Last year's big insider joke was about the difference between Bernie Sanders and Donald Trump: Trump has Jewish grandchildren. 

This week, two days in a row, the President used a press conference to dismiss concerns about increased anti-Semitism, emphasizing that his daughter is Jewish, and he has Jewish grandchildren. On Wednesday, the Prime Minister of Israel -- the Jewish State -- explicitly endorsed this excuse for not addressing threats against American Jews -- Bibi knows Jared's family

February 7, 2017

Trump plays with fire, and we get burned

Even if the federal courts overrule him, President Trump's immigration ban on Muslims -- and on refugees who survive the very crimes he claims to defend us against -- has already inflicted permanent damage on our strength and our spirit. Now, his words may add injury to the insult.

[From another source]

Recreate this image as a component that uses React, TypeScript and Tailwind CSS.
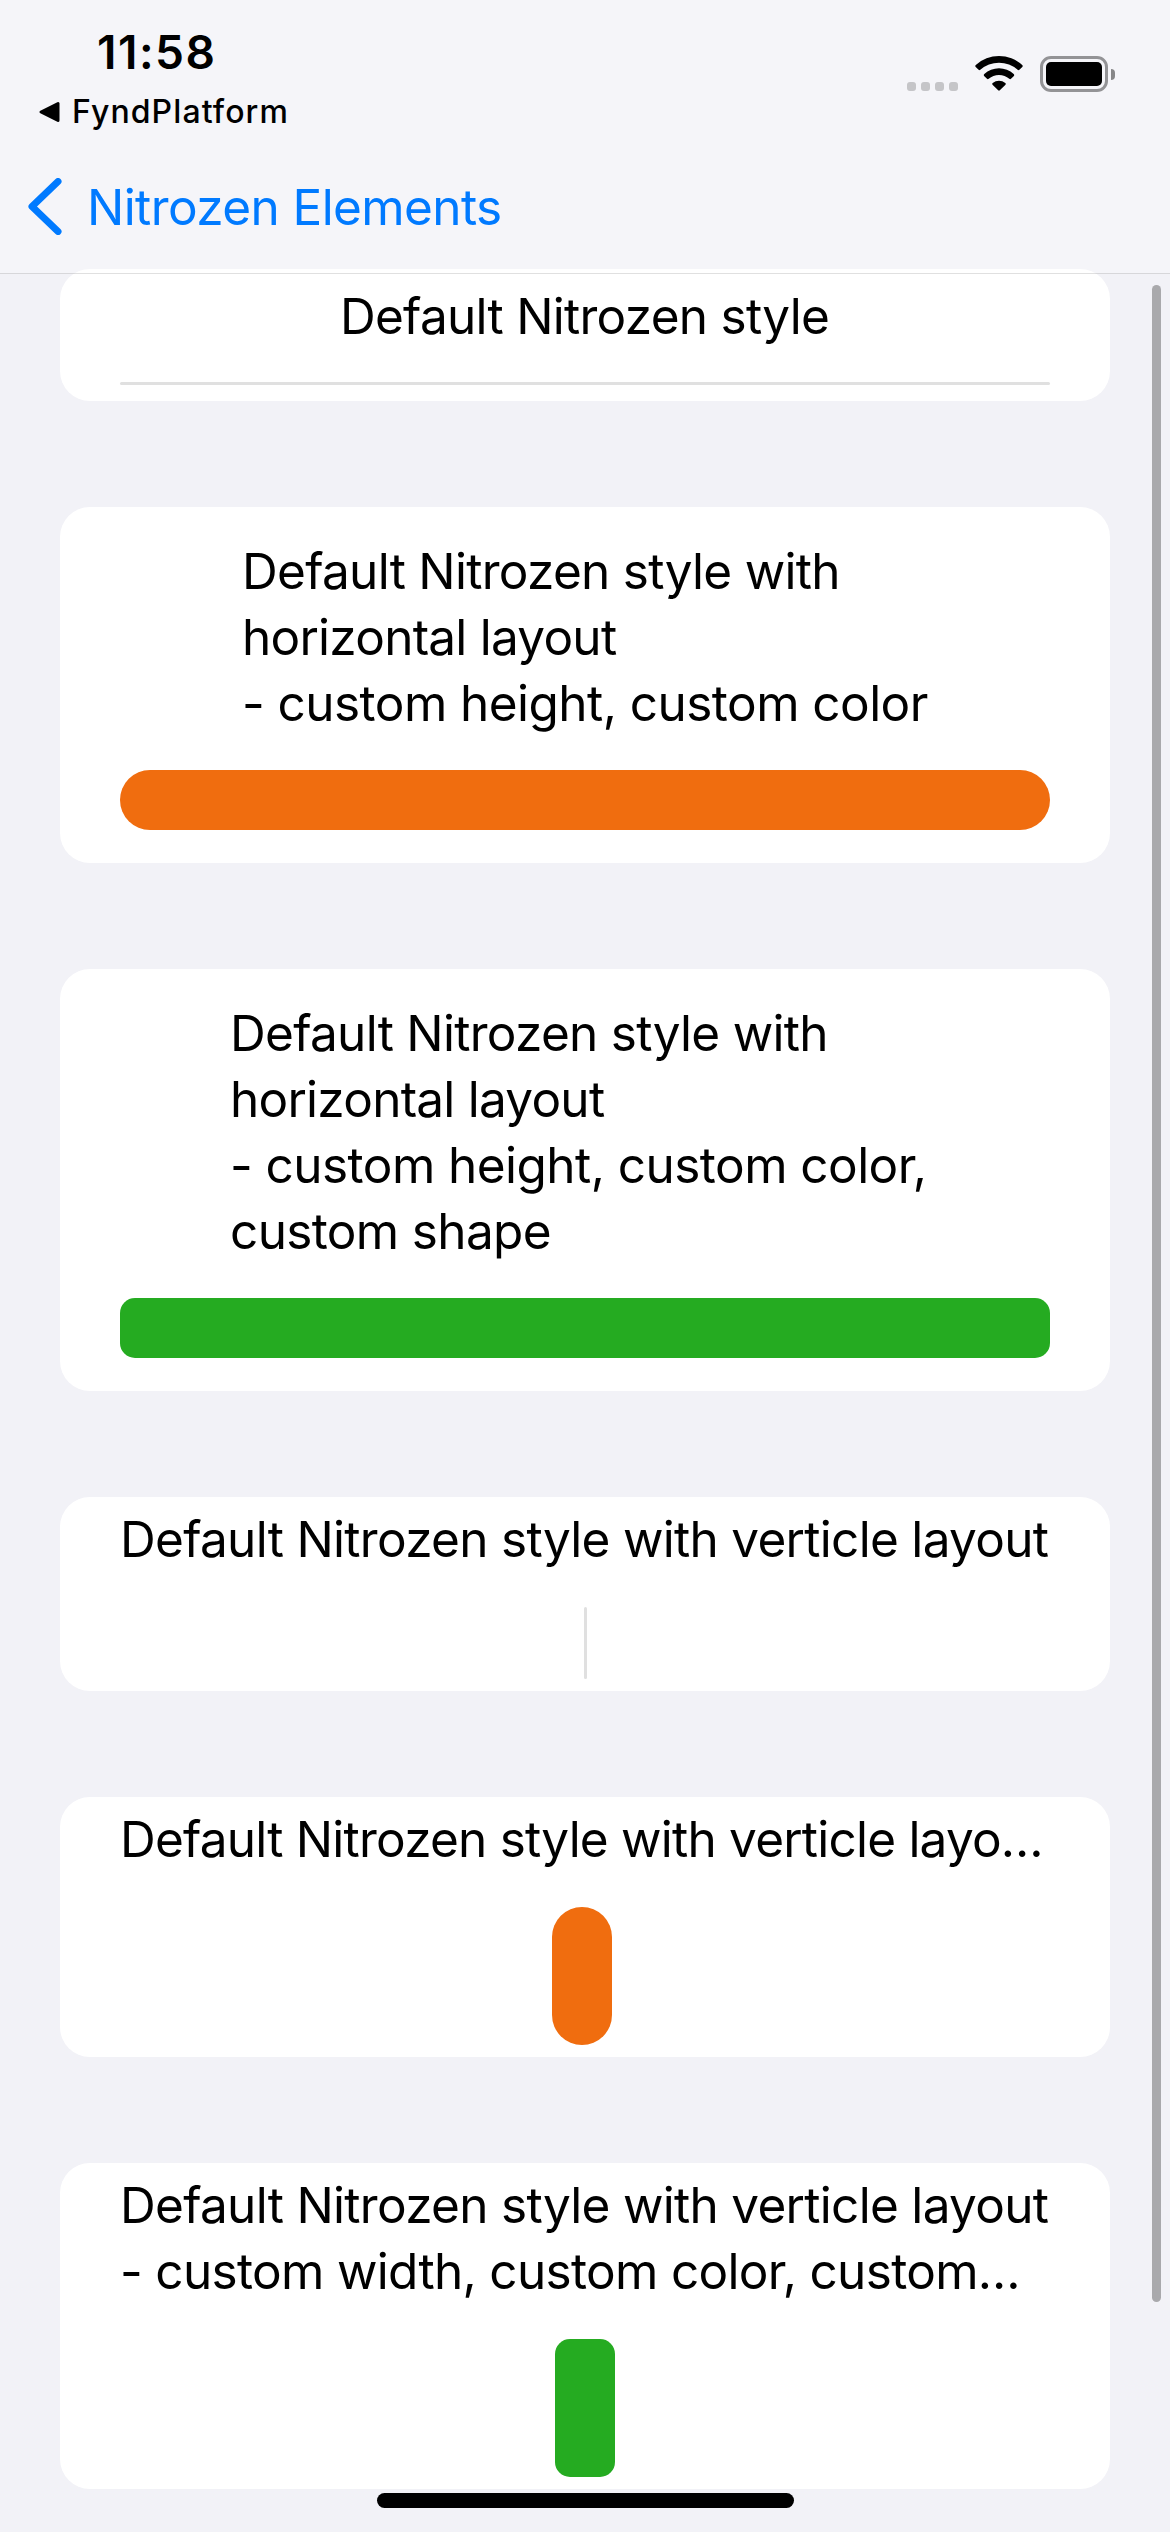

The stated and implicit goal of Islamic State and Al-Qaeda is to force a civilizational conflict between the West and Islam, to demonstrate to 1.6 billion Muslims that there is no place for them in the modern world or among non-believers. The vast majority will probably not accept Trump's contrived declarations, or they will take them on face value without acting on that hostility. But the promise and momentum of the post-War decades, stalled at the threshold of globalization and common cause, are now traumatically inundated with doubt and distrust. Thanks, Donald.

I need not elaborate here on the consequent undermining of our security, boosting recruitment by terrorist groups, alienating of military and economic partners, further stigmatizing Muslim Americans, reducing U.S. standing as a global leader, betraying our basic Constitutional principles.